US stocks are no longer cheap – but there are reasons for the market rally to continue over the next 12 months, according to JP Morgan.
Donald Trump’s presidential election victory caused a minor blip in markets in November – but one day later the S&P 500 resumed its climb, continuing its near eight-year rally. The price to earnings ratio of the US now is at 17.7x against a 26-year average of 15.7x for the S&P 500. Many investors are using this figure to conclude that the market is overpriced and due a correction.
Every new market across the pond raises speculation on how long this rally will last and when the best time to take profits is after such a considerable bull market. But according to David Stubbs, global market strategist at JP Morgan Asset Management, there are reasons for investors to stay invested.
“We believe that corporate earnings in the US will continue to rise, and this will continue to support the US stock market rally, despite valuations not being cheap,” said Stubbs.
No Sign of Recession in the US
Nandini Ramakrishnan, also a global market strategist with JP Morgan agreed, saying that historically the growth of corporate profits was a key indicator to ascertain whether an economic slowdown or recession was on its way.
“When corporate profits start shrinking, people lose their jobs and businesses start to scale back their investments.
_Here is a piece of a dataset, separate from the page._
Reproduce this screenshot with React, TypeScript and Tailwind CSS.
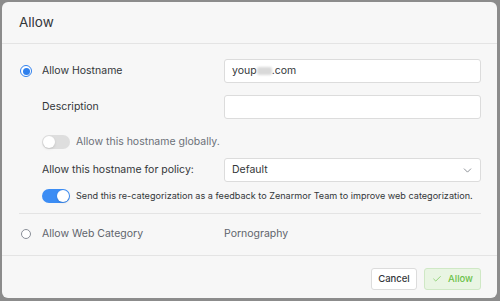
import { ChevronDown, Check } from 'lucide-react';

function Radio({ checked }: { checked?: boolean }) {
  if (checked) {
    return (
      <span className="flex h-[12px] w-[12px] shrink-0 items-center justify-center rounded-full border-[1.5px] border-[#2f80ed] bg-white">
        <span className="h-[7px] w-[7px] rounded-full bg-[#2f80ed]" />
      </span>
    );
  }
  return <span className="block h-[10px] w-[10px] shrink-0 rounded-full border border-[#8a8f98] bg-white" />;
}

function Toggle({ on }: { on?: boolean }) {
  return (
    <span
      className={
        on
          ? 'flex h-[14px] w-[28px] shrink-0 items-center justify-end rounded-full bg-[#3c8df4] px-[1px]'
          : 'flex h-[14px] w-[28px] shrink-0 items-center justify-start rounded-full bg-[#dedede] px-[1px]'
      }
    >
      <span className="h-[12px] w-[12px] rounded-full bg-white shadow-sm" />
    </span>
  );
}

export default function App() {
  return (
    <div
      className="h-[301px] w-[500px] overflow-hidden bg-[#8c8c8c] pl-[2px] pt-[2px] text-[#333639]"
      style={{ fontFamily: 'Inter, "Noto Sans", sans-serif' }}
    >
      <div className="flex h-[296px] w-[495px] flex-col rounded-[6px] bg-[#f7f7f7]">
        <div className="flex h-[42px] items-center border-b border-[#e4e4e4] px-[17px] text-[13.5px]">
          Allow
        </div>

        <div className="flex flex-col pl-[17px] pr-[16px] pt-[15px] text-[10.5px]">
          <div className="flex h-[24px] items-center">
            <div className="flex w-[23px] items-center pl-[1px]">
              <Radio checked />
            </div>
            <div className="w-[182px]">Allow Hostname</div>
            <div className="flex h-[24px] flex-1 items-center rounded-[3px] border border-[#dcdcdc] bg-white px-[7px]">
              youp
              <span className="inline-block h-[8px] w-[15px] rounded-[2px] bg-[#d9d9d9] blur-[1px]" />
              .com
            </div>
          </div>

          <div className="mt-[12px] flex h-[24px] items-center">
            <div className="w-[23px]" />
            <div className="w-[182px]">Description</div>
            <div className="h-[24px] flex-1 rounded-[3px] border border-[#dcdcdc] bg-white" />
          </div>

          <div className="mt-[16px] flex h-[14px] items-center">
            <div className="w-[23px]" />
            <Toggle />
            <span className="ml-[6px] text-[#6b7078]">Allow this hostname globally.</span>
          </div>

          <div className="mt-[9px] flex h-[24px] items-center">
            <div className="w-[23px]" />
            <div className="w-[182px]">Allow this hostname for policy:</div>
            <div className="flex h-[24px] flex-1 items-center justify-between rounded-[3px] border border-[#dcdcdc] bg-white pl-[7px] pr-[6px]">
              Default
              <ChevronDown size={13} strokeWidth={1.4} className="text-[#6b7078]" />
            </div>
          </div>

          <div className="mt-[7px] flex h-[14px] items-center">
            <div className="w-[23px]" />
            <Toggle on />
            <span className="ml-[6px] whitespace-nowrap text-[9.1px]">
              Send this re-categorization as a feedback to Zenarmor Team to improve web categorization.
            </span>
          </div>

          <div className="mt-[10px] border-t border-[#e4e4e4]" />

          <div className="flex h-[40px] items-center text-[#5f646c]">
            <div className="flex w-[23px] items-center pl-[2px]">
              <Radio />
            </div>
            <div className="w-[182px]">Allow Web Category</div>
            <div>Pornography</div>
          </div>
        </div>

        <div className="mt-[1px] flex flex-1 items-start justify-end gap-[7px] border-t border-[#e4e4e4] pr-[16px] pt-[12px]">
          <button className="flex h-[22px] w-[46px] items-center justify-center rounded-[3px] border border-[#dcdcdc] bg-white text-[9.5px] font-medium text-[#333639]">
            Cancel
          </button>
          <button className="flex h-[22px] w-[57px] items-center justify-center gap-[6px] rounded-[3px] border border-[#cfe8c5] bg-[#e9f5e3] text-[9.5px] font-medium text-[#6cc24a]">
            <Check size={10} strokeWidth={1.6} />
            Allow
          </button>
        </div>
      </div>
    </div>
  );
}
That’s why tracking profit lines has been important to us. Profits are always the first to fall before recession,” Ramakrishnan explained.
Ramakrishnan admitted that corporate earnings in the US did weaken a year ago, which raised questions whether a recession was on its way.
She compared last year’s market to the period between 1986 and 1988, when there were also a short-term fall in corporate profits coupled with a fall in the price of oil and a strong US dollar. There was no recession after the year of 1988, and Ramakrishnan believes the same is true today.
“Profits have recovered significantly, going into positive growth territory now,” Ramakrishnan added.
Her colleague Mike Bell added: “Prematurely giving up on the bull market could be costly in terms of lost upside potential. History teaches us that the performance of shares in the last leg of a bull market tends to be strong.”
Another tailwind for US equities is the manufacturing level in the US – as correlation between S&P 500’s earnings and manufacturing data is very high. Other relative indicators; data that tracks initial jobless claims, consumer confidence, housing starts and Conference Board Leading Economic Index, are not seeing weakness either.
Prepare for Volatility
However, this momentum does not mean US equities do not have the potential to disappoint, Stubbs added.
“The market could absolutely trade sideways for a quarter or two. But fundamentally we know that equity bull markets are driven by earnings trending higher, and we do think that is going to continue, not just from this year but into next,” said Stubbs.
Top Performing US Equity Funds
Using the Morningstar Fund Screener, we looked at top rated US equity funds which are the best performing in their sector year to date. They are one Bronze Rated fund, one Silver Rated fund and one Gold Rated fund, all up more than 5% to date.
Brown Advisory US Equity Growth is a Bronze Rated fund by Morningstar analysts. The fund remains a worthy option for investors seeking exposure to the US equity market, said Fatima Khizou, Morningstar’s fund analyst. From its launch in November 2009 through the end of February 2017, the fund has outperformed its US large-growth equity Morningstar Category peer by 1.2% on average each year but lagged the Russell 1000 Growth Index by 2.2%, said Khizou. The fund gains 8% year to date.
Heptagon Yacktman US Equity is a Silver Rated fund by Morningstar analysts. Khizou believes this fund is a viable option to gain exposure to US equities, but investors here need to be patient and prepared to endure extended periods of relative weakness. The fund manager Donald Yacktman prefers companies with predictable, recurring revenue streams. This leads to a portfolio biased to relatively steady, strong franchise brands, particularly consumer names, which have typically accounted for more than 50% of the overall portfolio’s assets at any point in time, said Khizou. The fund gains 5% year to date.
Vanguard US Equity Index is a Gold Rated fund by Morningstar analysts. This index-tracker provides a very low-cost, one-stop solution to gain access to US equities, said Monika Dutt, Morningstar’s passive analyst.
The fund uses optimised replication – investing in the majority of index constituents – to track the S&P Total Market Index, said Dutt. The index captures about 99% of the US equity market and as such includes mid-, small-, and micro-cap stocks, making this fund more susceptible to the effects of local economic changes, Dutt added.